Better duplicate management

kirk86 · October 3, 2019

Hey folks,

I was wondering if we could have better duplicate management or solutions. Let me elaborate a bit. If visit the duplicate items it shows all my duplicates but I would prefer

1) Since zotero has the ability to extract text from the pdf to actually evaluate and compare not only title and authors but also text of the pdfs. At the moment seems that is only comparing the titles. For instance, I have two items with the same title which shows up in my duplicate items section but are from different authors and of different type as well.

2) Can we edit duplicates from the duplicates items instead of going back searching where in the collections are the items listed. For instance, if I select one item from the duplicates it automatically selects the n-1 items with the same title in order to merge them but since some items might have different types then the merge option is not available. The other thing is that we can't see from the duplicates items in which collection an item is filed since it selects all of them and there's no option of using that ALT key as in the other collections or in the root collection.

dstillman · October 3, 2019

For (2), see the documentation:

You can select a single item in the “Duplicate Items” view by holding down Alt/Option while clicking. You can de-select an item from a set of duplicates by holding down Ctrl (Windows/Linux) or Cmd (Mac) while clicking.

kirk86 · October 3, 2019

@dstillman thanks, that's great to know.

mjenny46 · March 6, 2020

Hi,

I need to do large-scale merging of duplicates (pairs) or large scale deletion of latest entries. Is there a way to do that?

clemon · March 11, 2020

Good info here.

I'd also like the option to delete all others and keep only one of the duplicates. This would help with the duplicate attachments issue noted elsewhere.

tomer.czaczkes · May 12, 2020

I also would like to do a large-scale merging of duplicates (all my entries were duplicated when backing up from my online account). Any way of doing this?

dstillman · May 12, 2020

all my entries were duplicated when backing up from my online account

I'm not sure what you mean by "backing up from my online account", but syncing doesn't create duplicates. The only way to get mass duplicates would be by exporting to a file and reimporting, in which case the best way to remove the duplicates would by sorting your library by Date Added and deleting the entire block of items from that import.

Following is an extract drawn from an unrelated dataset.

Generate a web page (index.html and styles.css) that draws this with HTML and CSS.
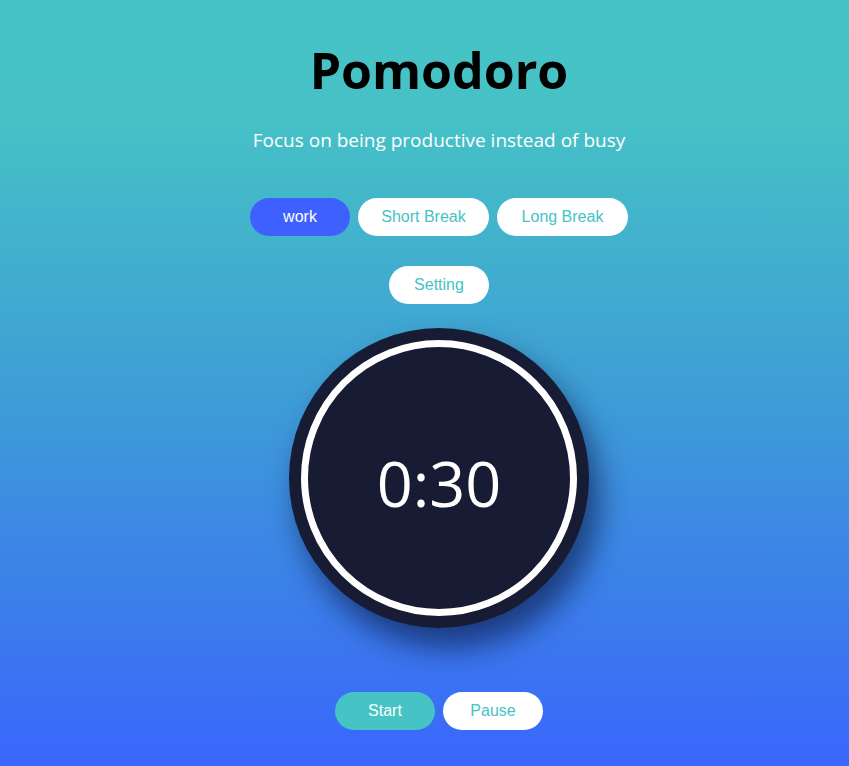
FILE: index.html
```html
<!DOCTYPE html>
<html>
<head>
<meta charset="utf-8">
<title>Pomodoro</title>
<link rel="stylesheet" href="styles.css">
</head>
<body>
<main class="app">
  <h1 class="title">Pomodoro</h1>
  <p class="subtitle">Focus on being productive instead of busy</p>
  <div class="modes">
    <button class="pill pill-active">work</button>
    <button class="pill pill-wide">Short Break</button>
    <button class="pill pill-wide">Long Break</button>
  </div>
  <div class="settings">
    <button class="pill">Setting</button>
  </div>
  <div class="clock">
    <div class="clock-inner">
      <span class="time">0:30</span>
    </div>
  </div>
  <div class="controls">
    <button class="pill pill-start">Start</button>
    <button class="pill">Pause</button>
  </div>
</main>
</body>
</html>
```

FILE: styles.css
```css
html, body {
  margin: 0;
  padding: 0;
}
body {
  min-height: 766px;
  background: linear-gradient(to bottom, #46c3c5 0%, #46c2c6 15%, #3e9fd5 50%, #3a66fb 100%);
  font-family: "Open Sans", "Noto Sans", sans-serif;
}
.app {
  display: flex;
  flex-direction: column;
  align-items: center;
  padding: 38px 0 0 29px;
  height: 728px;
}
.title {
  margin: 0;
  font-size: 50px;
  line-height: 64px;
  font-weight: 700;
  color: #000;
}
.subtitle {
  margin: 24px 0 0;
  font-size: 19px;
  line-height: 28px;
  color: #fff;
}
.modes {
  display: flex;
  gap: 8px;
  margin-top: 44px;
}
.settings {
  margin-top: 30px;
}
.pill {
  width: 100px;
  height: 38px;
  border: none;
  border-radius: 19px;
  background: #fff;
  color: #45c3c5;
  font-family: "Liberation Sans", Arial, sans-serif;
  font-size: 16px;
  padding: 0;
  cursor: pointer;
}
.pill-wide {
  width: 131px;
}
.pill-active {
  background: #3d60fe;
  color: #fff;
}
.pill-start {
  background: #45c3c5;
  color: #fff;
}
.clock {
  margin-top: 24px;
  width: 300px;
  height: 300px;
  border-radius: 50%;
  background: #171b34;
  display: flex;
  align-items: center;
  justify-content: center;
  box-shadow: 10px 20px 30px rgba(10, 25, 70, 0.65);
}
.clock-inner {
  width: 262px;
  height: 262px;
  border: 7px solid #fff;
  border-radius: 50%;
  display: flex;
  align-items: center;
  justify-content: center;
}
.time {
  color: #fff;
  font-size: 63px;
  font-weight: 400;
  line-height: 1;
  margin-top: 8px;
}
.controls {
  display: flex;
  gap: 8px;
  margin-top: 64px;
}
```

tomer.czaczkes · May 12, 2020

yep, well spotted - that's exactly what happened. And the solution with sorting by date added was exactly the right thing to do - many thanks!

smatthie · May 27, 2020

I second the original suggestions from @kirk86 .

I have quite a number of items that are individual volumes of a multi-volume book that all have the same title and author, only the "volume" field (and some of the years) is different. Particularly before the 20th century scholars tended to write these enormous tomes with up to a dozen volumes or so. Of course they don't have an ISBN or other unique identifier either.

This is annoying because my duplicate list has so many wrong entries that it becomes difficult to see the ones that are duplicates.

Not sure what the best way is - we probably need some flexibility that true duplicates are recognised even with some differences (no database is perfect), but perhaps a way of marking items to tell Zotero that these are really different?

estherkoehring · May 31, 2020

I have similar needs like smatthie: In my group library we have a large number of wrongly detected duplicates from the 18th and 19th century. It basically makes the duplicate feature unusable for us.

A rather simple fix that would help people working with pre-ISBN books would be a small tweak in the detection mode: Compare not only title, author and year, but the volume nr.! A book with identical author, title and even year is not a duplicate if one of them is volume 1 and the other volume 2 or 42 and so on.

Of course I would prefer a possibility to mark wrong positives, but I gather that is complicated. My suggested fix should be easier to implement and should not mess with other people's databases. Pretty please!

dstillman · June 6, 2020

@smatthie, @estherkoehring: I've added an issue for including Volume in the duplicate check.

iibewegung · June 9, 2020

I came to this post after searching for {duplicate check}.
I think the author criterion can be refined a bit, as it detects two entries (one book, one journal article) with the same title and 1 common author as duplicates.
eg in my case: "Deep Learning" book (deeplearningbook.org) vs article (10.1038/nature14539), each with 3 authors (1 in common)

Would it be possible change the logical clause to "if one group of authors is a subset of the other"? This would rule out the possible case where one entry is a later edition of the other, with more authors joining.

archaeo_arizona · October 30, 2020

Regarding historical books with many volumes appearing as Duplicate Items: if Zotero was able to resolve those duplicates, that would be great.

It is not a problem when adding one of these items into a document, because you can see the volume number.

I have been dealing with this by sorting the duplicates by year. The historic volumes all drop to the bottom, where at least I can ignore them!